In conclusion, the oil and gas sector remains less profitable to Uganda’s economy and the Ugandan people. Ugandans can rest assured that current estimates on Government revenue from the Upstream alone remain somehow favorable but they should not get overexcited. It is important to note that the basis for investment was the need for the International Oil Companies (IOCs) to secure a 15-20 % return at an international oil price of US$ 50 per barrel. The conclusion of key oil agreements, the companies’ investment, so far, and commitment towards further investment, are a testament to a risk Uganda’s oil and gas sector.
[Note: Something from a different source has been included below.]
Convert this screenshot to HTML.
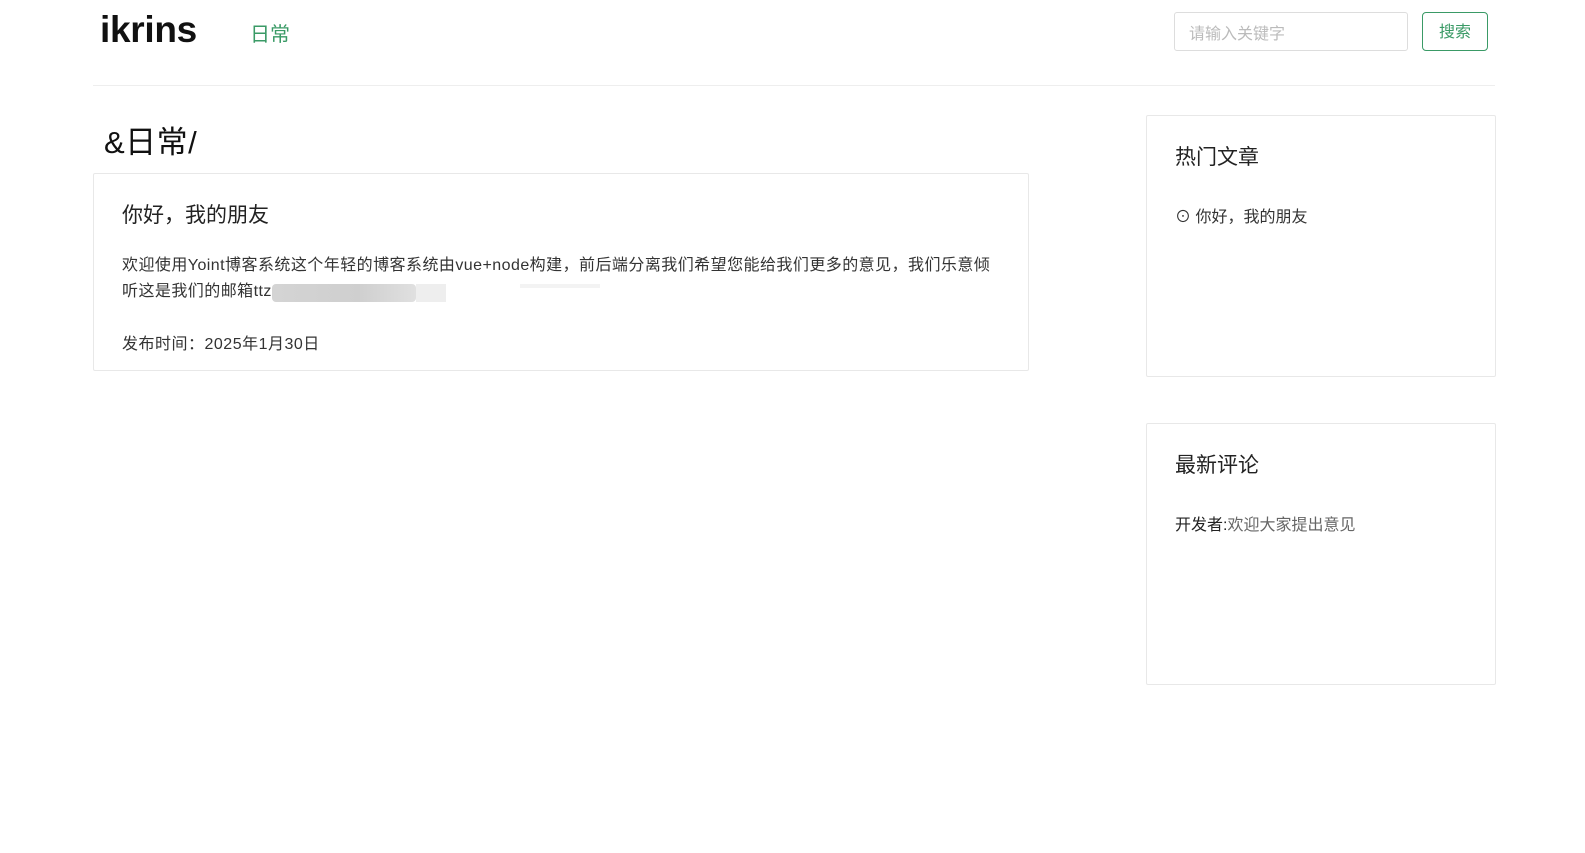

Therefore, Ugandans must be prepared for the oil and gas curse, also known as the paradox of plenty or the poverty paradox as evidenced by political and economic dysfunction known as the “oil curse” which is a complex, structural phenomenon, caused largely by poor management or investment of oil revenues by the governments of oil-producing countries. Because this syndrome is taking an increasing toll on oil operations in Uganda, experts urge that the capital cost of oil and gas projects in Uganda has increased to 300 percent. These higher costs are, in the end, largely passed on to the host country governments and citizens.